I confess: I watched a cheesy rom-com that has vaguely to do with money.Besides sleeping for about 18 of 24 hours on Sunday, I also happened to rent ‘Confessions of a Shopaholic’. (Ironically, the fact I did a Redbox rental among a few other things triggered a fraud alert phone call from my credit card company. They are right; I never go out to lunch or rent movies!)

This movie had some great moments, and I appreciated how it addressed an attitude a lot of people have towards spending.

As someone who grew up solidly middle class, I differ from Rebecca (the main character), who grew up wanting things other people had. As a kid, I learned that stuff didn’t make you happy. I knew because I had the stuff that was supposed to, and I was just as happy as most anyone else I knew.

They couldn’t have timed a better release time for this movie about someone who goes from spending money like crazy to realizing she needs to save money. A few basics gleaned in between cute-borderline-repulsive overpriced outfits and some ridiculously obvious sexual tension:

Avoid shopping. I was emailing a friend this weekend and he was talking about going to the mall. Our conversation made me realize I can’t remember the last time I went to a mall, or shopped recreationally for that matter. I don’t tempt myself to spend money so I avoid shopping unless absolutely necessary.

Watch out with the credit cards. The childhood Rebecca sees women using ‘magic cards’ buying things they want without even having to use money. What a great idea, right? As an adult, you get all kinds of letdowns: eating ice cream for breakfast every day will make you fat and that using credit cards to buy things you don’t have will cost you way too much money.

For example, if I make the minimum payments for $1,000 charge on a credit card with 20% interest rate (and only make the minimum $15 payment), it’ll take me 8 years and $1,861 to pay it off. If you want to play with a calculator like this, here’s one.

Learn about finances for yourself. In the movie, Rebecca starts writing for a money magazine, after which she learns how to get control of her own finances. Actually doing what she needs to is much harder and takes much longer (of course) but as someone famous once said “Knowing is half the battle!”

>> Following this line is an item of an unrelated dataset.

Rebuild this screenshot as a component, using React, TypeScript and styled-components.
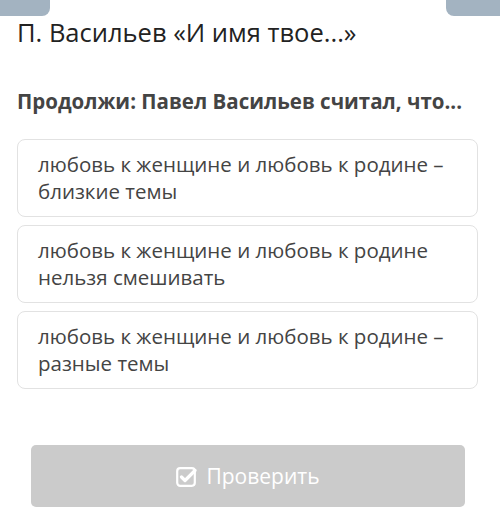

Yes thinking about money is kind of boring but let me remind you that so are parts of your job, certain social events, and other obligations in life. But unlike going to your fifth cousin’s bridal shower, taking control of your own money can actually give you some extra power over your own life. It’s a good kind of selfish!

And if you want a fun romantic comedy comme commentary on American society in relation to money, check out Shopaholic. It was moderately inspirational and the perfect thing to see in between naps this weekend.